◆ Prompt:
Leave out the pictures and print only the lines from the one with "Output the component" through the one with "text-center text-[41px] leading-[48px]", exactly as they are.

====

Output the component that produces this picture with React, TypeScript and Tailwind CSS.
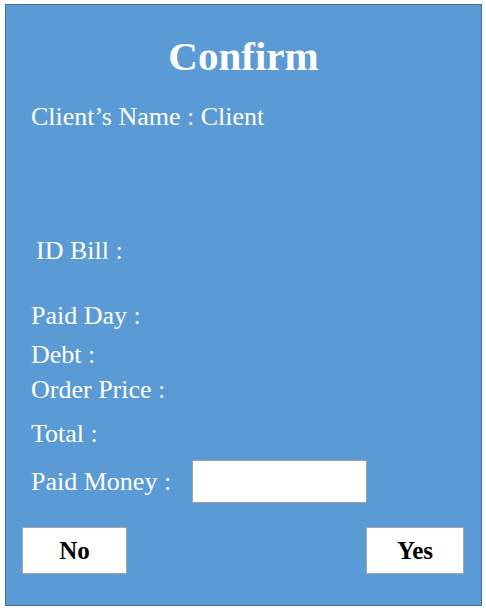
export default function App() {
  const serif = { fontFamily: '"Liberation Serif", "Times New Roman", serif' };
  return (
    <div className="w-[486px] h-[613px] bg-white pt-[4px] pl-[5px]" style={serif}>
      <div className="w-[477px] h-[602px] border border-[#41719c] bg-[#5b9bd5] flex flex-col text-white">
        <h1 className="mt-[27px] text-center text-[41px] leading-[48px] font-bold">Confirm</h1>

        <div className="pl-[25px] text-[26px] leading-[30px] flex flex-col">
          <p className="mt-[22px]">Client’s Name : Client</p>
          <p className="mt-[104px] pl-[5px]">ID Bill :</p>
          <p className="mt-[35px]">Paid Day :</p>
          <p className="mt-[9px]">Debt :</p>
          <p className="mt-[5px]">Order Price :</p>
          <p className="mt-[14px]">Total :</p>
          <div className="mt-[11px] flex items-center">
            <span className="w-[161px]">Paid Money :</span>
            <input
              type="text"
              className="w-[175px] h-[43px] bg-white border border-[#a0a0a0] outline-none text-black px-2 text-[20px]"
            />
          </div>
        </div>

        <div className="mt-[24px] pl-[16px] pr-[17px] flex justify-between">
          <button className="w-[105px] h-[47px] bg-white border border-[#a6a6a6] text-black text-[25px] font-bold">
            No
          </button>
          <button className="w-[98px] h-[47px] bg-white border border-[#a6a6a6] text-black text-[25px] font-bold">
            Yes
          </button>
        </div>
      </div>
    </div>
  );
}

====

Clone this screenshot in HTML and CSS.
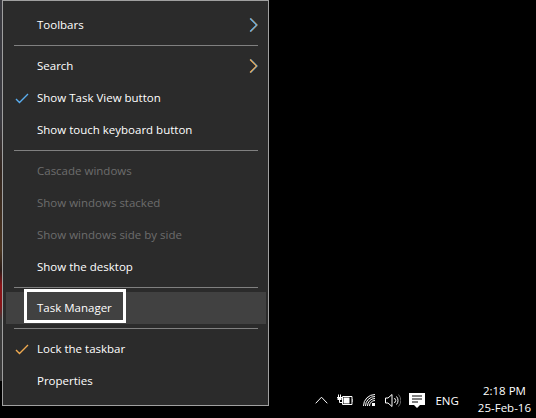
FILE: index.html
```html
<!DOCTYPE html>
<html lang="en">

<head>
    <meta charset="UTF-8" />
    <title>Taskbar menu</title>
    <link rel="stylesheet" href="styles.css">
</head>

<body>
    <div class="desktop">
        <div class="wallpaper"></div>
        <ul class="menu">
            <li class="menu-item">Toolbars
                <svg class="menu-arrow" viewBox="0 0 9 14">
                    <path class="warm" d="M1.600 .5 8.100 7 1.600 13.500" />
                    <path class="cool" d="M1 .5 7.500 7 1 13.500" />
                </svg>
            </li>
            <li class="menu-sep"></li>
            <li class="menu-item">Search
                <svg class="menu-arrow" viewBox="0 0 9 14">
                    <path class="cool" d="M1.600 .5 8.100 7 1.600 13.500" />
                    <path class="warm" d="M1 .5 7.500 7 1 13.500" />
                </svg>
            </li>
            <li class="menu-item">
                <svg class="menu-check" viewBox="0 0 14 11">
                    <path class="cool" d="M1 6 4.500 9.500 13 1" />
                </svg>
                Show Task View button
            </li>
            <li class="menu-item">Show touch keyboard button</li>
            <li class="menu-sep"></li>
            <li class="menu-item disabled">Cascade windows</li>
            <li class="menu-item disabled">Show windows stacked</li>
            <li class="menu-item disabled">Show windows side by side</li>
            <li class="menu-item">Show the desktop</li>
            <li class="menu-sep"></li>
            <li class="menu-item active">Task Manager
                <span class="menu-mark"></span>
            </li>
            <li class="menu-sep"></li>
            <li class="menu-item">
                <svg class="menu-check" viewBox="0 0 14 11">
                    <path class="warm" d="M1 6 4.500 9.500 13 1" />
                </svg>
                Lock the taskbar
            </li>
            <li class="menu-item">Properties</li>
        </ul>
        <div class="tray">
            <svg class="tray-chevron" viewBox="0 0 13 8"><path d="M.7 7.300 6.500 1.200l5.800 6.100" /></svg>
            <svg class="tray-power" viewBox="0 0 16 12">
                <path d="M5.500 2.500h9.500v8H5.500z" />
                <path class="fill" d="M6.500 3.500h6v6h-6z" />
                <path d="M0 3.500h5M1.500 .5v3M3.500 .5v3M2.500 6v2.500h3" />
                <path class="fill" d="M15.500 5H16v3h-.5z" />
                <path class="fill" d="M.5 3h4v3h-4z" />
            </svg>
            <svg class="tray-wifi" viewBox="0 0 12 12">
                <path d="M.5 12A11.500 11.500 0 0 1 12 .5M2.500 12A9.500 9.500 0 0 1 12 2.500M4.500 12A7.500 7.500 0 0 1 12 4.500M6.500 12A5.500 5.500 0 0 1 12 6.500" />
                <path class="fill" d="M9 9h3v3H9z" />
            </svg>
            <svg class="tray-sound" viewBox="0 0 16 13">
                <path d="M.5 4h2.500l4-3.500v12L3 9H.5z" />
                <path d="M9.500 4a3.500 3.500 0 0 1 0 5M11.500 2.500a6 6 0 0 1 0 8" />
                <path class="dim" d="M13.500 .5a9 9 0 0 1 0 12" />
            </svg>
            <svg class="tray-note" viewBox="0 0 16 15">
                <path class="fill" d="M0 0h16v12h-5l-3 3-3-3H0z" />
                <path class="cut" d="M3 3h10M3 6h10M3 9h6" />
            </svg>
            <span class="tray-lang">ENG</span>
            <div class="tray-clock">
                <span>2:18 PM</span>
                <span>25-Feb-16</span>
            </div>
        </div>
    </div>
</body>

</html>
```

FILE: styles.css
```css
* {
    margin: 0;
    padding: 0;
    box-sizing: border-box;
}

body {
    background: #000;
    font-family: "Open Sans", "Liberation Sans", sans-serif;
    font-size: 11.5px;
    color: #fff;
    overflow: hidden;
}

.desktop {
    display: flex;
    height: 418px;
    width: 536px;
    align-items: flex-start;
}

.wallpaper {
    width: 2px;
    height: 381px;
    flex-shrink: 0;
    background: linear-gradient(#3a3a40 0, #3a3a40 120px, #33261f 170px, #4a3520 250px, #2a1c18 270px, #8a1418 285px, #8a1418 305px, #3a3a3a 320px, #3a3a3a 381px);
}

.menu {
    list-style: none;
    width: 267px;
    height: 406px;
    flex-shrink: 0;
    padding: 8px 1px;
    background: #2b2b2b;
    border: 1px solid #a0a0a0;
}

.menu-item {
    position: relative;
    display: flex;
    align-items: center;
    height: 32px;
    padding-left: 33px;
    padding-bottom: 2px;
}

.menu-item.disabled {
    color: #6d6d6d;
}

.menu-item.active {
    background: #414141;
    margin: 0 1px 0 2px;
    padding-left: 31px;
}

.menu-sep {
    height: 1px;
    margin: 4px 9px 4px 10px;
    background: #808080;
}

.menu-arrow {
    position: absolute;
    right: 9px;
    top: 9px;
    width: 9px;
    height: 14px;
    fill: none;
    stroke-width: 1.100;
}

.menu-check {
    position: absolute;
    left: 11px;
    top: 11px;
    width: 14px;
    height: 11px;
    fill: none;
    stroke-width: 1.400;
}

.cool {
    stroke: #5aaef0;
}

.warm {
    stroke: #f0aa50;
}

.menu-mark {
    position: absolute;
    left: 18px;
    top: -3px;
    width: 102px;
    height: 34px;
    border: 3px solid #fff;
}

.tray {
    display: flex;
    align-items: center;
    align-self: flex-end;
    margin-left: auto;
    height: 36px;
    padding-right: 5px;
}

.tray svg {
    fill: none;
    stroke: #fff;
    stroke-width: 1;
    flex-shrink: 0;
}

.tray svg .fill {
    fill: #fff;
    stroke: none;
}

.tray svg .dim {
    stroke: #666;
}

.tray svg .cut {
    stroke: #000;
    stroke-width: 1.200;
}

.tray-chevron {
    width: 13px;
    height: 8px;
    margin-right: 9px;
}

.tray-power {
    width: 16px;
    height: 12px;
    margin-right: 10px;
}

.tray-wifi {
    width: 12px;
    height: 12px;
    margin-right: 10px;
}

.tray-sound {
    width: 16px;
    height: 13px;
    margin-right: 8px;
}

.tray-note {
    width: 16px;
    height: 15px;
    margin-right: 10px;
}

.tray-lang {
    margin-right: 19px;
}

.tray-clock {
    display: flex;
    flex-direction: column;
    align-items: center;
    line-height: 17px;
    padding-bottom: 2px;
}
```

====

◆ Complete response:
Output the component that produces this picture with React, TypeScript and Tailwind CSS.
export default function App() {
  const serif = { fontFamily: '"Liberation Serif", "Times New Roman", serif' };
  return (
    <div className="w-[486px] h-[613px] bg-white pt-[4px] pl-[5px]" style={serif}>
      <div className="w-[477px] h-[602px] border border-[#41719c] bg-[#5b9bd5] flex flex-col text-white">
        <h1 className="mt-[27px] text-center text-[41px] leading-[48px] font-bold">Confirm</h1>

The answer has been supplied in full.